Ladies, Here Are Your Choices...

I included this one in my weekend linkage post this week, but it's worth expanding upon somewhat. This all started when an anonymous young female engineer named "AA" wrote to Vox and challenged him to explain certain views of his that she was very insulted by regarding women who choose careers over family and marriage.

Vox's response was, even by his usually excellent standard, a work of art:
Now I'm going to teach you a hard, but very important lesson. You see, I don't care you how feel. I really don't. More importantly, neither does anyone else. Only about 200 people on a planet of 7 billion actually care about your feelings, and that's if you're lucky. The sooner you grasp this lesson, the better off you will be. And since almost no one gives a damn what you do, say, think, or feel, appealing to your feelings when you encounter differences of opinion is not only illogical, but useless.
What happened to me to make my brain go this wrong? The short answer is: living life with my eyes open. Keep in mind that I'm more intelligent than you are. The fact that you can't understand the way I think doesn't make my brain wrong, it merely means you aren't keeping up. But more important is the fact that I'm considerably more experienced than you are. I've had three decades to observe the differences between all those school lessons about valuing equality, diversity, and vibrancy and the way human beings actually behave. Equality is a myth; it doesn't exist anymore than fairies and unicorns do. As for women's rights, well, a young woman as intelligent as you should be able to handle the math that dictates what happens to a society when an insufficient number of young women marry and have children. Since women's rights are very strongly correlated with demographic decline, they are not sustainable and are, in fact, societally deleterious. They are not so much wrong as fatal when viewed from the macro perspective.
I've said this before, I know, but this is exactly why Vox is an Award Winning Cruelty Artist, and it is also exactly why you should never try to match wits with a superintelligence like him without having a very good idea exactly what you're up against. His response to AA's frankly rather vapid missive was rational, analytical, and brutal all in one. And the fact is that what he wrote is a lesson that young women in any career-oriented field will discover for themselves the hard way, sooner or later- often later, very often to their great regret.

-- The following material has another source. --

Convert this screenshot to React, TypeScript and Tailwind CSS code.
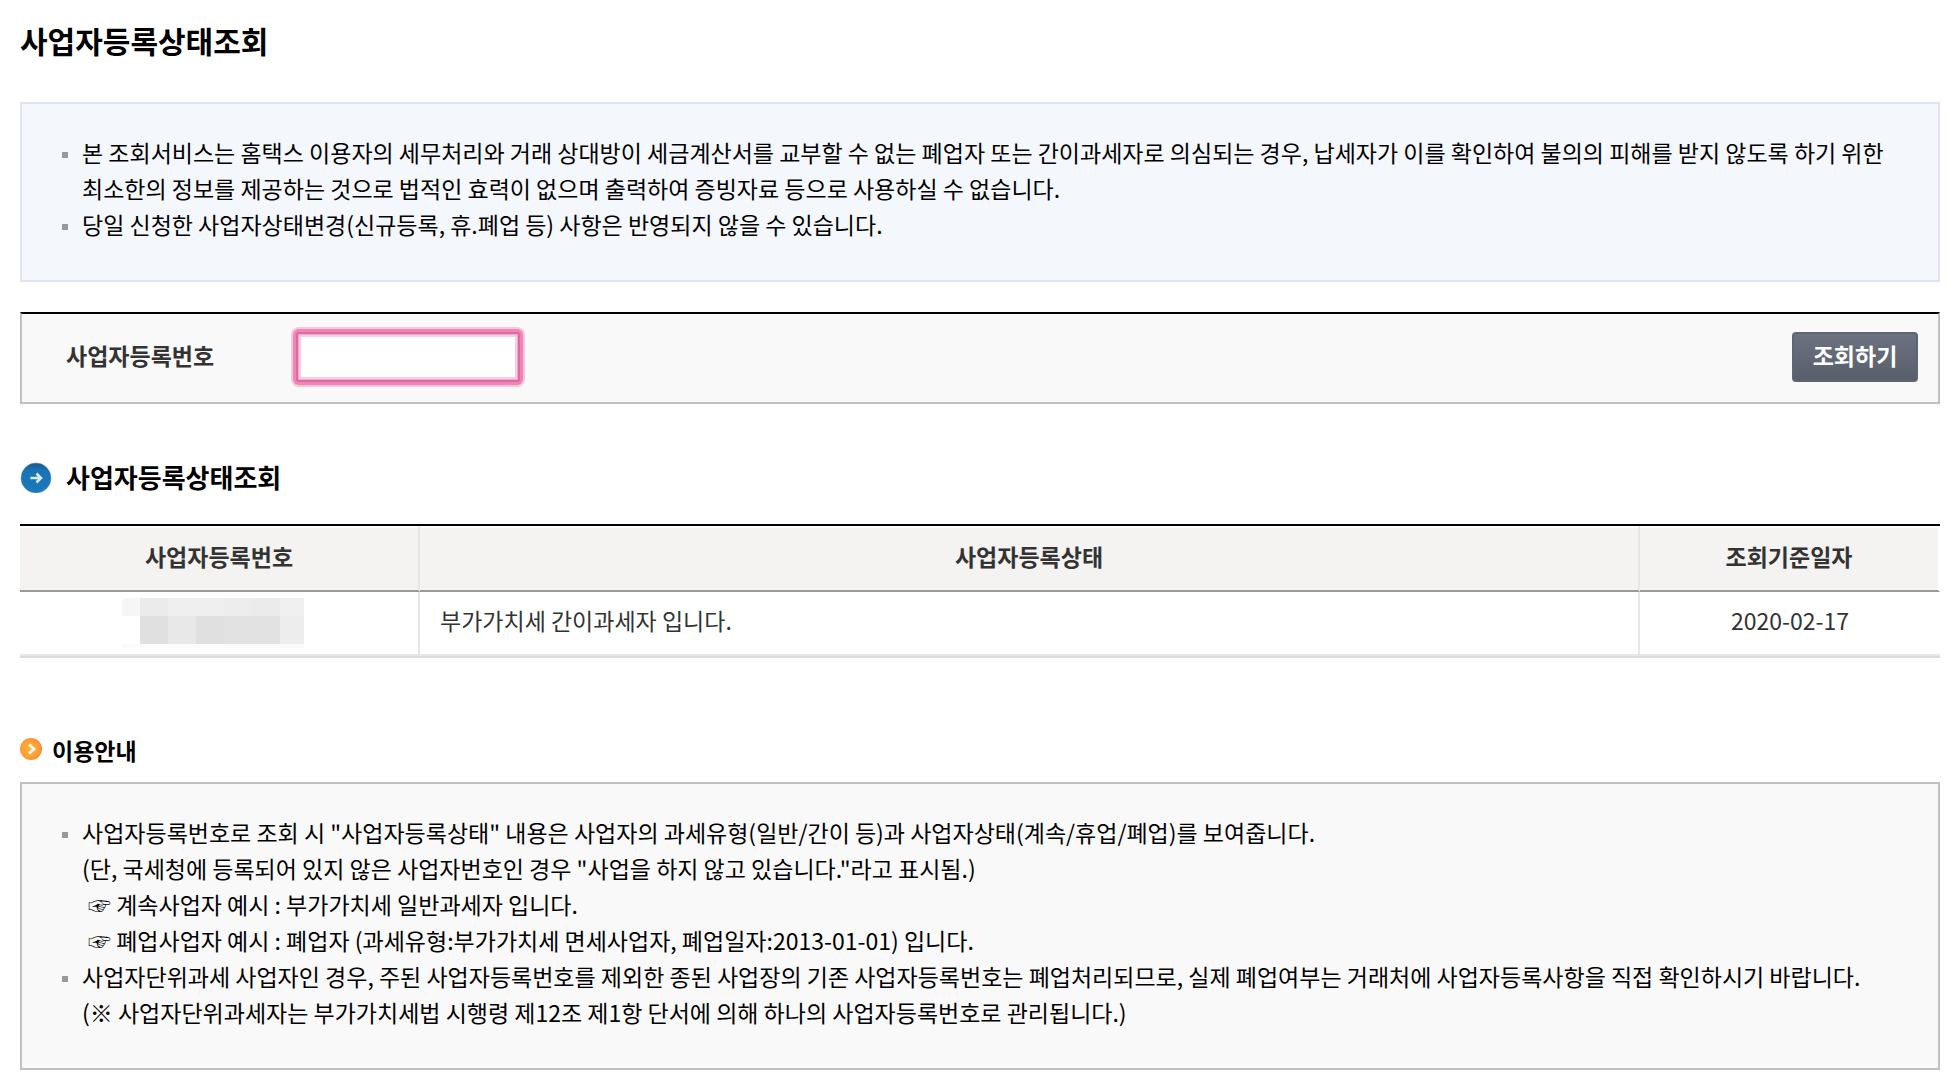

I have written before about the need for women to marry young and to raise good sons and daughters, and of the absurd fallacy of "having it all". I will not repeat those points here, but I would like to expand upon a point raised by Vox concerning priorities in life:
Another thing you have no reason to know is that young women are reliably bad at foreseeing what they will want to do in the near future. I graduated with a number of women like you. None of them thought they were interested in marriage and children until they were about 27. Then they suddenly changed their minds and some of them were very upset that they had spent the previous ten years pursuing goals that were now unimportant to them. I even wrote a column about it called Spitting Their Pretty Faces back in 2003, you can Google it. Think about 2003. You were ten. Are your goals the same now as they were then? If not, then how can you be certain that your goals, and your opinion about marriage and children, will be the same when you are 30?
He's right. Women's priorities do change over time, and I've seen this happen time and again in the four companies I've worked in now, across two continents and two radically different cultures. My mentor and friend during my internship all those years ago in Singapore is one of the very, very few INTJ women in existence (relative to INTJ men, anyway- you think we're a rare breed, you should see how rare the INTJ female is). She started out her career at PwC as an accountant and spent 5 years there. She told me how, when she started out, she thought that she would go all-in for her career, put off getting married and having children, and make Managing Director in her mid-30s.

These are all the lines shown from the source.